[begin Given material]

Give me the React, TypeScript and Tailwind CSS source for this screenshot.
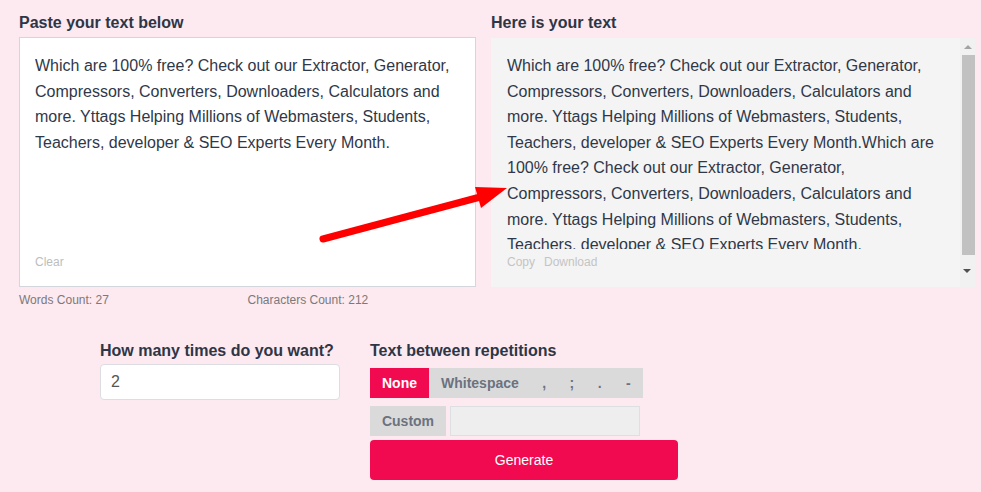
import { useState } from 'react'

const SAMPLE =
  'Which are 100% free? Check out our Extractor, Generator, Compressors, Converters, Downloaders, Calculators and more. Yttags Helping Millions of Webmasters, Students, Teachers, developer & SEO Experts Every Month.'

const SEPARATORS = [
  { key: 'none', label: 'None', cls: 'px-[12px]' },
  { key: 'space', label: 'Whitespace', cls: 'px-[12px]' },
  { key: 'comma', label: ',', cls: 'w-[27px]' },
  { key: 'semi', label: ';', cls: 'w-[28px]' },
  { key: 'dot', label: '.', cls: 'w-[28px]' },
  { key: 'dash', label: '-', cls: 'w-[29px]' },
]

export default function App() {
  const [sep, setSep] = useState('none')
  const [times, setTimes] = useState('2')

  const output = SAMPLE + SAMPLE

  return (
    <div className="relative min-h-screen w-full bg-[#fde9f0] font-['Liberation_Sans',Arial,sans-serif] text-[#2f3849]">
      {/* top: input / output */}
      <div className="grid grid-cols-[457px_484px] gap-x-[15px] pl-[19px] pt-[13px]">
        <div className="flex flex-col">
          <h2 className="mb-[4px] text-[16px] font-bold leading-[20px] text-[#2d3646]">Paste your text below</h2>
          <div className="flex h-[250px] flex-col border border-[#d3d6dc] bg-white px-[15px] pt-[15px]">
            <p className="h-[201px] overflow-hidden text-[16px] leading-[25.6px]">{SAMPLE}</p>
            <button className="w-fit text-[12px] leading-[16px] text-[#bdbdbd]">Clear</button>
          </div>
          <div className="mt-[5px] grid grid-cols-2 text-[12px] leading-[16px] text-[#7a7a7a]">
            <span>Words Count: 27</span>
            <span>Characters Count: 212</span>
          </div>
        </div>

        <div className="flex flex-col">
          <h2 className="mb-[4px] text-[16px] font-bold leading-[20px] text-[#2d3646]">Here is your text</h2>
          <div className="mt-[1px] flex h-[249px] bg-[#f4f4f4]">
            <div className="flex flex-1 flex-col pl-[16px] pr-[16px] pt-[15px]">
              <p className="h-[196px] overflow-hidden text-[16px] leading-[25.6px]">{output}</p>
              <div className="mt-[5px] flex gap-[9px] text-[12px] leading-[16px] text-[#c4c4c4]">
                <button>Copy</button>
                <button>Download</button>
              </div>
            </div>
            {/* scrollbar */}
            <div className="flex w-[15px] flex-col bg-[#f1f1f1]">
              <div className="flex h-[17px] items-center justify-center">
                <div className="h-0 w-0 border-x-[4px] border-b-[4px] border-x-transparent border-b-[#a3a3a3]" />
              </div>
              <div className="ml-[2px] h-[200px] bg-[#c1c1c1]" />
              <div className="flex flex-1 items-center justify-center pr-[1px]">
                <div className="h-0 w-0 border-x-[4px] border-t-[4px] border-x-transparent border-t-[#505050]" />
              </div>
            </div>
          </div>
        </div>
      </div>

      {/* bottom: options */}
      <div className="mt-[33px] flex gap-[30px] pl-[100px]">
        <div className="flex w-[240px] flex-col">
          <label className="mb-[3px] text-[16px] font-bold leading-[20px] text-[#2d3646]">How many times do you want?</label>
          <input
            value={times}
            onChange={e => setTimes(e.target.value)}
            className="h-[36px] rounded-[4px] border border-[#dcdde3] bg-white px-[10px] text-[16px] text-[#555] outline-none"
          />
        </div>

        <div className="flex w-[308px] flex-col">
          <label className="mb-[7px] text-[16px] font-bold leading-[20px] text-[#2d3646]">Text between repetitions</label>
          <div className="flex h-[30px] w-fit bg-[#dadada]">
            {SEPARATORS.map(s => (
              <button
                key={s.key}
                onClick={() => setSep(s.key)}
                className={`${s.cls} flex items-center justify-center text-[14px] font-bold ${
                  sep === s.key ? 'bg-[#f20a51] text-white' : 'text-[#6b7280]'
                }`}
              >
                {s.label}
              </button>
            ))}
          </div>
          <div className="mt-[8px] flex h-[30px] gap-[4px]">
            <button className="w-[76px] bg-[#dadada] text-[14px] font-bold text-[#6b7280]">Custom</button>
            <input className="w-[190px] border border-[#dddfe3] bg-[#eeeeee] px-2 text-[14px] outline-none" />
          </div>
          <button className="mt-[4px] h-[40px] rounded-[4px] bg-[#f20a51] text-[14px] text-white">Generate</button>
        </div>
      </div>

      {/* annotation arrow */}
      <svg className="pointer-events-none absolute left-0 top-0" width="981" height="492">
        <line x1="323" y1="239" x2="484" y2="196" stroke="#ff0000" strokeWidth="7" strokeLinecap="round" />
        <polygon points="507,188 475,187 481,208" fill="#ff0000" />
      </svg>
    </div>
  )
}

[end Given material]

Challenge:
Omit every picture while copying the listing above exactly.

Completed exercise:
Give me the React, TypeScript and Tailwind CSS source for this screenshot.
import { useState } from 'react'

const SAMPLE =
  'Which are 100% free? Check out our Extractor, Generator, Compressors, Converters, Downloaders, Calculators and more. Yttags Helping Millions of Webmasters, Students, Teachers, developer & SEO Experts Every Month.'

const SEPARATORS = [
  { key: 'none', label: 'None', cls: 'px-[12px]' },
  { key: 'space', label: 'Whitespace', cls: 'px-[12px]' },
  { key: 'comma', label: ',', cls: 'w-[27px]' },
  { key: 'semi', label: ';', cls: 'w-[28px]' },
  { key: 'dot', label: '.', cls: 'w-[28px]' },
  { key: 'dash', label: '-', cls: 'w-[29px]' },
]

export default function App() {
  const [sep, setSep] = useState('none')
  const [times, setTimes] = useState('2')

  const output = SAMPLE + SAMPLE

  return (
    <div className="relative min-h-screen w-full bg-[#fde9f0] font-['Liberation_Sans',Arial,sans-serif] text-[#2f3849]">
      {/* top: input / output */}
      <div className="grid grid-cols-[457px_484px] gap-x-[15px] pl-[19px] pt-[13px]">
        <div className="flex flex-col">
          <h2 className="mb-[4px] text-[16px] font-bold leading-[20px] text-[#2d3646]">Paste your text below</h2>
          <div className="flex h-[250px] flex-col border border-[#d3d6dc] bg-white px-[15px] pt-[15px]">
            <p className="h-[201px] overflow-hidden text-[16px] leading-[25.6px]">{SAMPLE}</p>
            <button className="w-fit text-[12px] leading-[16px] text-[#bdbdbd]">Clear</button>
          </div>
          <div className="mt-[5px] grid grid-cols-2 text-[12px] leading-[16px] text-[#7a7a7a]">
            <span>Words Count: 27</span>
            <span>Characters Count: 212</span>
          </div>
        </div>

        <div className="flex flex-col">
          <h2 className="mb-[4px] text-[16px] font-bold leading-[20px] text-[#2d3646]">Here is your text</h2>
          <div className="mt-[1px] flex h-[249px] bg-[#f4f4f4]">
            <div className="flex flex-1 flex-col pl-[16px] pr-[16px] pt-[15px]">
              <p className="h-[196px] overflow-hidden text-[16px] leading-[25.6px]">{output}</p>
              <div className="mt-[5px] flex gap-[9px] text-[12px] leading-[16px] text-[#c4c4c4]">
                <button>Copy</button>
                <button>Download</button>
              </div>
            </div>
            {/* scrollbar */}
            <div className="flex w-[15px] flex-col bg-[#f1f1f1]">
              <div className="flex h-[17px] items-center justify-center">
                <div className="h-0 w-0 border-x-[4px] border-b-[4px] border-x-transparent border-b-[#a3a3a3]" />
              </div>
              <div className="ml-[2px] h-[200px] bg-[#c1c1c1]" />
              <div className="flex flex-1 items-center justify-center pr-[1px]">
                <div className="h-0 w-0 border-x-[4px] border-t-[4px] border-x-transparent border-t-[#505050]" />
              </div>
            </div>
          </div>
        </div>
      </div>

      {/* bottom: options */}
      <div className="mt-[33px] flex gap-[30px] pl-[100px]">
        <div className="flex w-[240px] flex-col">
          <label className="mb-[3px] text-[16px] font-bold leading-[20px] text-[#2d3646]">How many times do you want?</label>
          <input
            value={times}
            onChange={e => setTimes(e.target.value)}
            className="h-[36px] rounded-[4px] border border-[#dcdde3] bg-white px-[10px] text-[16px] text-[#555] outline-none"
          />
        </div>

        <div className="flex w-[308px] flex-col">
          <label className="mb-[7px] text-[16px] font-bold leading-[20px] text-[#2d3646]">Text between repetitions</label>
          <div className="flex h-[30px] w-fit bg-[#dadada]">
            {SEPARATORS.map(s => (
              <button
                key={s.key}
                onClick={() => setSep(s.key)}
                className={`${s.cls} flex items-center justify-center text-[14px] font-bold ${
                  sep === s.key ? 'bg-[#f20a51] text-white' : 'text-[#6b7280]'
                }`}
              >
                {s.label}
              </button>
            ))}
          </div>
          <div className="mt-[8px] flex h-[30px] gap-[4px]">
            <button className="w-[76px] bg-[#dadada] text-[14px] font-bold text-[#6b7280]">Custom</button>
            <input className="w-[190px] border border-[#dddfe3] bg-[#eeeeee] px-2 text-[14px] outline-none" />
          </div>
          <button className="mt-[4px] h-[40px] rounded-[4px] bg-[#f20a51] text-[14px] text-white">Generate</button>
        </div>
      </div>

      {/* annotation arrow */}
      <svg className="pointer-events-none absolute left-0 top-0" width="981" height="492">
        <line x1="323" y1="239" x2="484" y2="196" stroke="#ff0000" strokeWidth="7" strokeLinecap="round" />
        <polygon points="507,188 475,187 481,208" fill="#ff0000" />
      </svg>
    </div>
  )
}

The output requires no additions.